The answer lies not in the ancient nature of the mutations that produced the A and B genes, but rather in the discreet interactions that occurred between early man and his environment that were under the influence of his ABO blood group. These included the areas and climates he chose to inhabit, each with their unique populations of microbes and foods that he chose to catch or cultivate.
As humans migrated and were forced to adapt their diets to local conditions, the new diets provoked changes in their digestive tracts and immune systems, necessary for them to first survive and later thrive in their new habitats. Different foods metabolized in a unique manner by each ABO blood group probably resulted in that blood group achieving a certain level of susceptibility (good or bad) to the endemic bacteria, viruses and parasites of the area.
This probably more than any other factor was what has influenced the modern day distribution of our blood group. It is fascinating to note that virtually all the major infectious diseases that ran so rampant throughout our pre-antibiotic history have ABO blood group preferences of one group or another.(2)
This results from the fact that many microbes possess ABO "blood types" of their own. It is perhaps useful to understand that the ABO blood group antigens are not unique to humans, although humans are the only species with all four variants. They are relatively simple sugars which arte abundantly found in nature.

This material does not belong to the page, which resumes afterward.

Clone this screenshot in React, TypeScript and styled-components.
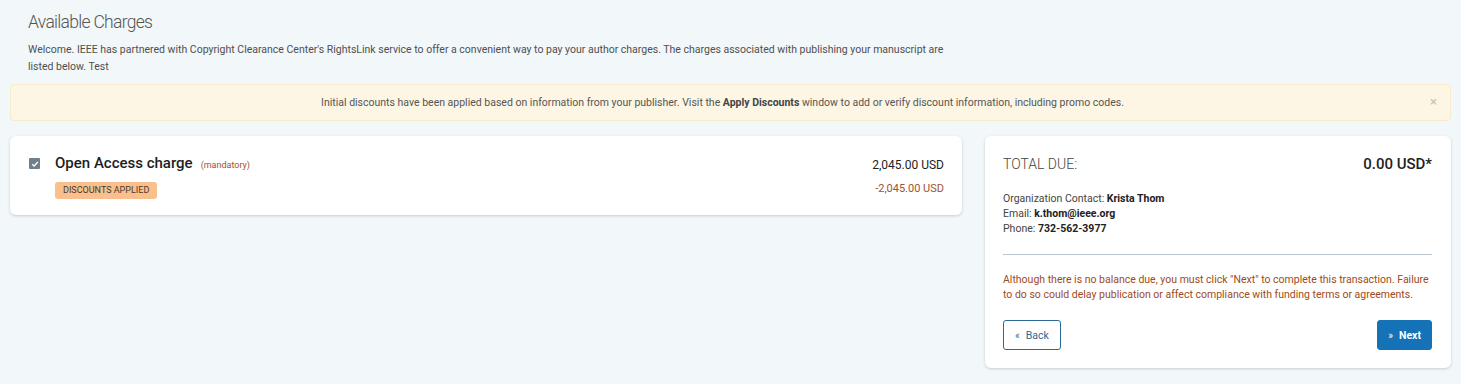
import styled, { createGlobalStyle } from "styled-components";

const GlobalStyle = createGlobalStyle`
  body {
    margin: 0;
    background: #f2f7fa;
    font-family: Roboto, "Liberation Sans", Arial, sans-serif;
    color: #4a4a4a;
  }
`;

const Page = styled.div`
  padding: 8px 10px 14px;
`;

const Intro = styled.div`
  padding: 0 18px;
`;

const Title = styled.h1`
  margin: 2px 0 7px;
  font-size: 17.5px;
  letter-spacing: -0.7px;
  font-weight: 300;
  color: #555;
  line-height: 24px;
`;

const Lead = styled.p`
  margin: 0;
  max-width: 930px;
  font-size: 10.5px;
  line-height: 17px;
  color: #4f4f4f;
`;

const Alert = styled.div`
  position: relative;
  margin-top: 9px;
  height: 35px;
  padding-right: 16px;
  display: flex;
  align-items: center;
  justify-content: center;
  background: #fdf6e4;
  border: 1px solid #f7ebc8;
  border-radius: 4px;
  font-size: 10.5px;
  color: #555;

  b {
    font-weight: 700;
    color: #444;
  }
`;

const Close = styled.span`
  position: absolute;
  right: 13px;
  top: 9px;
  font-size: 13px;
  color: #c4c0b4;
`;

const Columns = styled.div`
  margin-top: 15px;
  display: grid;
  grid-template-columns: 952px 1fr;
  gap: 23px;
  align-items: start;
`;

const Card = styled.div`
  background: #fff;
  border-radius: 6px;
  box-shadow: 0 1px 3px rgba(40, 60, 80, 0.22);
`;

const ChargeCard = styled(Card)`
  height: 79px;
  box-sizing: border-box;
  padding: 19px 18px 0 19px;
  display: flex;
  gap: 15px;
`;

const Check = styled.span`
  margin-top: 3px;
  width: 11px;
  height: 11px;
  border-radius: 1px;
  background: #6f7f8c;
  display: flex;
  align-items: center;
  justify-content: center;
  flex-shrink: 0;
`;

const ChargeMain = styled.div`
  flex: 1;
`;

const ChargeName = styled.div`
  display: flex;
  align-items: baseline;
  gap: 8px;
  font-size: 15px;
  font-weight: 500;
  color: #1e1e1e;
  line-height: 17px;
`;

const Note = styled.span`
  font-size: 9px;
  font-weight: 400;
  color: #a0522d;
`;

const Badge = styled.span`
  display: inline-block;
  margin-top: 8px;
  padding: 0 8px;
  height: 17px;
  line-height: 17px;
  font-size: 9px;
  color: #4a3a2a;
  background: #f9c08e;
  border-radius: 3px;
`;

const Amounts = styled.div`
  text-align: right;
  padding-top: 3px;
`;

const Amount = styled.div<{ $discount?: boolean }>`
  font-size: ${(p) => (p.$discount ? "11px" : "12px")};
  color: ${(p) => (p.$discount ? "#a0522d" : "#222")};
  margin-top: ${(p) => (p.$discount ? "10px" : "0")};
  line-height: 14px;
`;

const SummaryCard = styled(Card)`
  padding: 18px 19px 18px 18px;
`;

const TotalRow = styled.div`
  display: flex;
  justify-content: space-between;
  align-items: baseline;
  margin-top: 1px;
`;

const TotalLabel = styled.span`
  font-size: 14px;
  font-weight: 300;
  color: #444;
`;

const TotalValue = styled.span`
  font-size: 15px;
  font-weight: 500;
  color: #222;
`;

const Contact = styled.div`
  margin-top: 18px;
  font-size: 10.5px;
  line-height: 15px;
  color: #444;

  b {
    font-weight: 700;
    color: #222;
  }
`;

const Rule = styled.hr`
  margin: 18px 0 17px;
  border: 0;
  border-top: 1px solid #b9c7d0;
`;

const Warning = styled.p`
  margin: 0;
  font-size: 10.5px;
  line-height: 15px;
  color: #a04a20;
`;

const Actions = styled.div`
  margin-top: 18px;
  display: flex;
  justify-content: space-between;
`;

const Button = styled.button<{ $primary?: boolean }>`
  height: 30px;
  padding: 0 ${(p) => (p.$primary ? "10px" : "11px")};
  border-radius: 3px;
  font-family: inherit;
  font-size: 10.5px;
  display: flex;
  align-items: center;
  gap: 6px;
  cursor: pointer;
  border: 1px solid ${(p) => (p.$primary ? "#1572b6" : "#2b6a96")};
  background: ${(p) => (p.$primary ? "#1572b6" : "#fff")};
  color: ${(p) => (p.$primary ? "#fff" : "#2b6a96")};
  font-weight: ${(p) => (p.$primary ? 700 : 400)};
`;

const Chevrons = styled.span`
  font-size: 10px;
  font-weight: 400;
`;

export default function App() {
  return (
    <Page>
      <GlobalStyle />
      <Intro>
        <Title>Available Charges</Title>
        <Lead>
          Welcome. IEEE has partnered with Copyright Clearance Center's RightsLink service to offer a
          convenient way to pay your author charges. The charges associated with publishing your
          manuscript are listed below. Test
        </Lead>
      </Intro>
      <Alert>
        <span>
          Initial discounts have been applied based on information from your publisher. Visit the{" "}
          <b>Apply Discounts</b> window to add or verify discount information, including promo codes.
        </span>
        <Close>×</Close>
      </Alert>
      <Columns>
        <ChargeCard>
          <Check>
            <svg width="8" height="8" viewBox="0 0 8 8">
              <path d="M1.2 4.2 L3.2 6 L6.8 2" stroke="#fff" strokeWidth="1.4" fill="none" />
            </svg>
          </Check>
          <ChargeMain>
            <ChargeName>
              Open Access charge <Note>(mandatory)</Note>
            </ChargeName>
            <Badge>DISCOUNTS APPLIED</Badge>
          </ChargeMain>
          <Amounts>
            <Amount>2,045.00 USD</Amount>
            <Amount $discount>-2,045.00 USD</Amount>
          </Amounts>
        </ChargeCard>
        <SummaryCard>
          <TotalRow>
            <TotalLabel>TOTAL DUE:</TotalLabel>
            <TotalValue>0.00 USD*</TotalValue>
          </TotalRow>
          <Contact>
            <div>
              Organization Contact: <b>Krista Thom</b>
            </div>
            <div>
              Email: <b>k.thom@ieee.org</b>
            </div>
            <div>
              Phone: <b>732-562-3977</b>
            </div>
          </Contact>
          <Rule />
          <Warning>
            Although there is no balance due, you must click "Next" to complete this transaction.
            Failure to do so could delay publication or affect compliance with funding terms or
            agreements.
          </Warning>
          <Actions>
            <Button>
              <Chevrons>«</Chevrons> Back
            </Button>
            <Button $primary>
              <Chevrons>»</Chevrons> Next
            </Button>
          </Actions>
        </SummaryCard>
      </Columns>
    </Page>
  );
}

A bacteria which for example possessed an antigen on its surface that mimicked the blood group A antigen would have a much easier time infecting a person who was group A, since that bacteria would more likely be considered "self" to the immune system of a blood group A person. Also microbes may adhere to the tissues of one ABO group in preference to another, by possessing specialized adhesion molecules for that particular blood group.(3)
The horrors of the Black Plague, which ran unchecked throughout Europe in the thirteenth and fourteenth centuries, is a perfect example. The Plague was a disease caused by bacterial infection and was almost certainly fatal to those who contracted it in the early years of its initial spread.
By the fifteenth century, however, fatalities were rare, although many people continued to contract the infection. In just two generations, traits were developed in the survivors that protected them from fatal infections. Since these traits were necessary to survival, they were then passed on and retained as a form of genetic memory.
The Black Plague is especially interesting from a perspective of the ABO blood groups, since Yersinia is a bacteria with a preference for individuals of specific ABO group, in this case, group O. (4,5)
The effects of ABO blood group on survival against most forms of epidemic illness is so distinct that a modern day map of the ABO blood group distribution in Europe closely parallels the locations of major epidemics, with higher densities of blood group A and lower frequencies of blood group O in areas historically known to have had long histories of repeated pandemics.
On the other hand, in pre-urbanization days the survival advantage would have laid with blood group O as they are known to be more resistant to the flukes and worms that routinely parasitized these early humans, probably because they are the only blood group with antibodies against two other antigens, A and B.
These changes are reflected in the local success or failure of each of the blood groups, which appear to have each had a moment of pre-eminence at a critical juncture in our history.
The ascent of humans to the top of the food chain (the early advantage of blood group O), the change from hunter-gathering to a highly concentrated, urban environment and agriculturally-based diet (the ascent of blood group A), and the mingling and migration of the races from the African homeland to Europe and Asia (the opportunity for blood groups B and AB).